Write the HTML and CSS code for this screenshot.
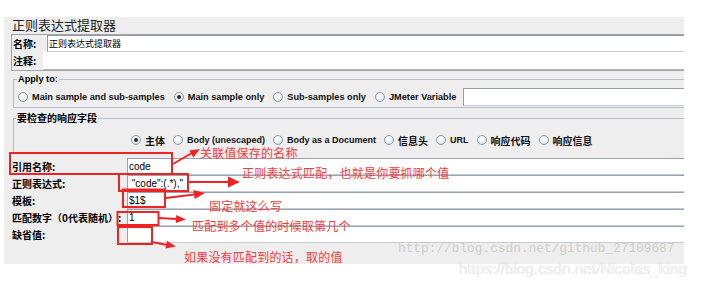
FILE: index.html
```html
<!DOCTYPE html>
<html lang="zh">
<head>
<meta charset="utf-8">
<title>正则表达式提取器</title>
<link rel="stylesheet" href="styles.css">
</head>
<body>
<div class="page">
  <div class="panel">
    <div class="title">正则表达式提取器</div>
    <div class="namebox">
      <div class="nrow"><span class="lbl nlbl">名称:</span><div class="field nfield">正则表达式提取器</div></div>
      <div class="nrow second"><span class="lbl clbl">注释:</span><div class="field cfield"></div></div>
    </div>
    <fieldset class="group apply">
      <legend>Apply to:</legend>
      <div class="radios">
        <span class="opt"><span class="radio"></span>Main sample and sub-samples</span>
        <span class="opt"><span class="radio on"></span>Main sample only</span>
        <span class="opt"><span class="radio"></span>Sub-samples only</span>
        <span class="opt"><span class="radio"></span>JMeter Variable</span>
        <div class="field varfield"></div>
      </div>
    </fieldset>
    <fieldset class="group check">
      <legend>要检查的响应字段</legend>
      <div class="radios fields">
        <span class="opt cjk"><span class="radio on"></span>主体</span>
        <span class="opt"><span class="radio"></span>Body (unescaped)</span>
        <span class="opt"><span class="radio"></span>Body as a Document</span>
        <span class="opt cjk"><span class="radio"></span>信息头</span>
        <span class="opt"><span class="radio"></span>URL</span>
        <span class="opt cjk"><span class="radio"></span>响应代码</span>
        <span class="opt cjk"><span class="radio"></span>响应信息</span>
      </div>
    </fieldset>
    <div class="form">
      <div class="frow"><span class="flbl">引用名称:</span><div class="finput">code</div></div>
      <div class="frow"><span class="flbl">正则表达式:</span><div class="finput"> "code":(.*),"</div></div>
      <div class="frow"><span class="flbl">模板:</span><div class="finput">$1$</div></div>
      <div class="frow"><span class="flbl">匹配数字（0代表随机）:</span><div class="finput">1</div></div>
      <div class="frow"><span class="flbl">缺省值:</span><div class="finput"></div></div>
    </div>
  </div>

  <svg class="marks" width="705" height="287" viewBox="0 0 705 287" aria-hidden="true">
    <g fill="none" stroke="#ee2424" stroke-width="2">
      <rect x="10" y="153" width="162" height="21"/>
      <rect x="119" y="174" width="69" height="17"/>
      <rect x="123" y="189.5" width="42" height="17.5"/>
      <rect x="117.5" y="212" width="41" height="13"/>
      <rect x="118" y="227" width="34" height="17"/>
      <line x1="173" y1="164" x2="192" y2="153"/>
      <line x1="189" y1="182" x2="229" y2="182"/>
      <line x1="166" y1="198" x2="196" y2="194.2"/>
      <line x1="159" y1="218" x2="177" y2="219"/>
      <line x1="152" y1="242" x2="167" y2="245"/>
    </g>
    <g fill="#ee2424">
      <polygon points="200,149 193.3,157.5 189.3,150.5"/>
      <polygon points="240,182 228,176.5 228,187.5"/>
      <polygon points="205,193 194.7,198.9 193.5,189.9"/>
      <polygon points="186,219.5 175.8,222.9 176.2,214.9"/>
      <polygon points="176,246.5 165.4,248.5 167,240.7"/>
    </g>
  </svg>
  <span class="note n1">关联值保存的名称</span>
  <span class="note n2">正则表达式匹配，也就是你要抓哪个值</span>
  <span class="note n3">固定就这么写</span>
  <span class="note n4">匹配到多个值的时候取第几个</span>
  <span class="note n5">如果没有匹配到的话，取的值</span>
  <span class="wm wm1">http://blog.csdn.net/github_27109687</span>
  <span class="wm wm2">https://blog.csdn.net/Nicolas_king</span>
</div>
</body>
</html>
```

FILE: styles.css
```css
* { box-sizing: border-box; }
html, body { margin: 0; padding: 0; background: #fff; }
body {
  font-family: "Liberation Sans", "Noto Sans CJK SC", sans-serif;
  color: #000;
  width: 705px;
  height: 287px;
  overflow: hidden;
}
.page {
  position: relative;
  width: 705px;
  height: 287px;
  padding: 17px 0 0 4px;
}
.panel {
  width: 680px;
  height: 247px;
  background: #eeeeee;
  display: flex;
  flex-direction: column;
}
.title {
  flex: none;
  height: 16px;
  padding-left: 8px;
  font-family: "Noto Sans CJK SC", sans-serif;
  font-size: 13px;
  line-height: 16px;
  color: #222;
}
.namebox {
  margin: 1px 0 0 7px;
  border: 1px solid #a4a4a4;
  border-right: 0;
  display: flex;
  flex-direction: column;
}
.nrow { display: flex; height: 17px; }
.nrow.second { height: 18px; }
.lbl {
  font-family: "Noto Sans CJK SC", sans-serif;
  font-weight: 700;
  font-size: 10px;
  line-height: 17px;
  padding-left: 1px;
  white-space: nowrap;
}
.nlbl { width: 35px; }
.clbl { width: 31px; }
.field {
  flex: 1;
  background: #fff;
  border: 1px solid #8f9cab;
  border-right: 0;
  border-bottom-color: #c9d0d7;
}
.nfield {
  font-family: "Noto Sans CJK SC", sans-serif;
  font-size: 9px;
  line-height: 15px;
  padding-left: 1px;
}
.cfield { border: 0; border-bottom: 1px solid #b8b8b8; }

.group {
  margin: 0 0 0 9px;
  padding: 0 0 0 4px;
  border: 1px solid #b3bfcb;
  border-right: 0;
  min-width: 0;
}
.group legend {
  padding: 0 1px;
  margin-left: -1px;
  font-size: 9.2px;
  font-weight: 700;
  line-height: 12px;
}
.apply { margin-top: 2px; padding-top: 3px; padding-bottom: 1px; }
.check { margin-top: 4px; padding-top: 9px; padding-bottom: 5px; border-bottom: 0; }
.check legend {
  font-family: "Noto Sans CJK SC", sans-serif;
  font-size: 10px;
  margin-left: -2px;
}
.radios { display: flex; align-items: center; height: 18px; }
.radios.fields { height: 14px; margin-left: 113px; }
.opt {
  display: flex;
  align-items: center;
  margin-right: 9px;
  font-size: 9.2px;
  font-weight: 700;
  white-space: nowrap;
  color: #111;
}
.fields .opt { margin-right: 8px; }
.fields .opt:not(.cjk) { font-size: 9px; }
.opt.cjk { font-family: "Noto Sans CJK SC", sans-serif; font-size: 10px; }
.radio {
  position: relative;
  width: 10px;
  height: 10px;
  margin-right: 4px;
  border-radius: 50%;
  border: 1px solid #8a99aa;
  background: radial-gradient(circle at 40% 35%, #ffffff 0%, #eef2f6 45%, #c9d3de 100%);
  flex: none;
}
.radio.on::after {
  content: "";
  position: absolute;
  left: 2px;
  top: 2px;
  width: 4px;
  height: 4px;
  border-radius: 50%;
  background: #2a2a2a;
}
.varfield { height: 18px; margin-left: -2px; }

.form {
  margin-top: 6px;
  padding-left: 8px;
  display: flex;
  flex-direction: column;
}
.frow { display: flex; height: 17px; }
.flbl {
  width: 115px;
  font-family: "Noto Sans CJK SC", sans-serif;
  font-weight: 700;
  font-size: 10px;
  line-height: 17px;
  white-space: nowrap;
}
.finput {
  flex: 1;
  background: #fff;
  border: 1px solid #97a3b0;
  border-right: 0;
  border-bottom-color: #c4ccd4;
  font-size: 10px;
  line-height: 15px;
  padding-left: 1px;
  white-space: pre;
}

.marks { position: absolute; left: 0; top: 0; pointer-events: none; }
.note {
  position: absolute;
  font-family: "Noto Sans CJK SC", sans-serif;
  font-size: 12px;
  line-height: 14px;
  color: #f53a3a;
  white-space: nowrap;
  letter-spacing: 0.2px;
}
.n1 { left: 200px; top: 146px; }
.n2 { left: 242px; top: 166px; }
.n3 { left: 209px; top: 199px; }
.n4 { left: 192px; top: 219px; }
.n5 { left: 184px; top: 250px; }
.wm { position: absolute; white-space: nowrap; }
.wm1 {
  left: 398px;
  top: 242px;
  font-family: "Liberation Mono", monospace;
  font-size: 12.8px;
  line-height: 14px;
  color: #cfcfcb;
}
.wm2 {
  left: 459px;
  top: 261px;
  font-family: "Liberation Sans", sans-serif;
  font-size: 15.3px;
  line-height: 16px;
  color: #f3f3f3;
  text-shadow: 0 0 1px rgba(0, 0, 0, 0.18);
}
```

####################

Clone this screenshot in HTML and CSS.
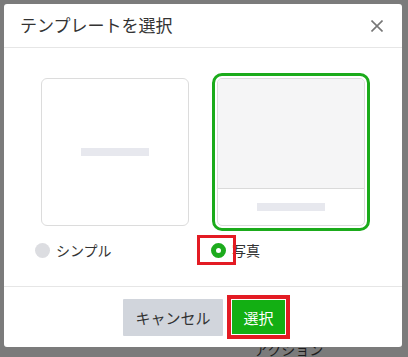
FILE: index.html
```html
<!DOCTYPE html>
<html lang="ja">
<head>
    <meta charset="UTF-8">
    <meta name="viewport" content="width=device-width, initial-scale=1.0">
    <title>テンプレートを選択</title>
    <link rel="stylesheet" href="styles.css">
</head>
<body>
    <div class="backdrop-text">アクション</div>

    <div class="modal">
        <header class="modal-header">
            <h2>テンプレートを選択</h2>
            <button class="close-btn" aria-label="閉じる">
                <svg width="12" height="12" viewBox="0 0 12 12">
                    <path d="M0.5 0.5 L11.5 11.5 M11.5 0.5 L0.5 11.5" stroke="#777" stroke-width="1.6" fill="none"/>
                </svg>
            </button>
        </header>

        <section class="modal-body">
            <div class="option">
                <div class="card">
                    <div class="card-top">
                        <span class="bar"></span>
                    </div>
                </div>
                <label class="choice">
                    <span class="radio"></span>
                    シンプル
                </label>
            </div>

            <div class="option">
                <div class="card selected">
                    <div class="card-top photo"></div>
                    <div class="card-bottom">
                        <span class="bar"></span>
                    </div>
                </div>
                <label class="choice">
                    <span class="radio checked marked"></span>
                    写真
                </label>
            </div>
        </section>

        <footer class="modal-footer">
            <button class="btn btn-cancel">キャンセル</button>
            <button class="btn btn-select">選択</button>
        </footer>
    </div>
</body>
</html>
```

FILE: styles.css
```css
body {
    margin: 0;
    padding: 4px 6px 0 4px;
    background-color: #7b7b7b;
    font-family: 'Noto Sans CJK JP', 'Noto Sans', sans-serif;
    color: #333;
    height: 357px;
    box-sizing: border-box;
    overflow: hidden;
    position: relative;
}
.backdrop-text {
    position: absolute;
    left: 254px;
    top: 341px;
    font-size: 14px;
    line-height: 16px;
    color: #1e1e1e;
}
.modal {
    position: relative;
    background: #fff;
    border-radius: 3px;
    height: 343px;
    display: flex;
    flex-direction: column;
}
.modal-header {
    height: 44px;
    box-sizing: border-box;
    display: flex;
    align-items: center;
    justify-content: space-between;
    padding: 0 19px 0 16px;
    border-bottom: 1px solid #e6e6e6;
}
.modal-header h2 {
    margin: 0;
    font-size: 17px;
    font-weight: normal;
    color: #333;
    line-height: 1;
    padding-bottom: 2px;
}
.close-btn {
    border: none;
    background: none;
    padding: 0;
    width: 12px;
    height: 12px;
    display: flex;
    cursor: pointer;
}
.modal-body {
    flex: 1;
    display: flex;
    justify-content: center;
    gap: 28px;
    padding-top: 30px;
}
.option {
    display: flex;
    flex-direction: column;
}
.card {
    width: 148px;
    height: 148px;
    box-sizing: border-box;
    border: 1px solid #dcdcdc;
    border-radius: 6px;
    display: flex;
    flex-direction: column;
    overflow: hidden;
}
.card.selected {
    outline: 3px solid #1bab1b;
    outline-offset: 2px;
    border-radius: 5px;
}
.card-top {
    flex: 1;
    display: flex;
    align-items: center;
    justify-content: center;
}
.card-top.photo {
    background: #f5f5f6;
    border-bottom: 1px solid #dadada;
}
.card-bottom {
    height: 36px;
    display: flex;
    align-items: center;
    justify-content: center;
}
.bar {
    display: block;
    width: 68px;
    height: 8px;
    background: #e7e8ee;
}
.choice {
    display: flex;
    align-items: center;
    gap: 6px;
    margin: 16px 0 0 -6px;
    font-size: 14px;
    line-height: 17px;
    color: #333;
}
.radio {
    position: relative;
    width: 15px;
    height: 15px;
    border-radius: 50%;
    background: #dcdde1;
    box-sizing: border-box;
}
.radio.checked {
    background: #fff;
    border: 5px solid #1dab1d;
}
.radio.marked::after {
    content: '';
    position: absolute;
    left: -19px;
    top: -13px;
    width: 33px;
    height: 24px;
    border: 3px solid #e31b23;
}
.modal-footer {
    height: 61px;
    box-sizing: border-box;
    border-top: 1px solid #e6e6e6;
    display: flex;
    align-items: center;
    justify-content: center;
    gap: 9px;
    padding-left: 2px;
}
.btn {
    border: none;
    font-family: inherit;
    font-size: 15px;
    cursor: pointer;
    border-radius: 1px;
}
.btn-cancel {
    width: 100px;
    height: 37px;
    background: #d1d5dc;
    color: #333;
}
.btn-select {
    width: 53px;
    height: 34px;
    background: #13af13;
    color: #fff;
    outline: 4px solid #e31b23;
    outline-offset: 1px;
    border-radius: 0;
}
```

####################

**Work instructions**
Search the data above for the string "screenshot" and copy each line that has it.

**Result for this exercise**
Write the HTML and CSS code for this screenshot.
Clone this screenshot in HTML and CSS.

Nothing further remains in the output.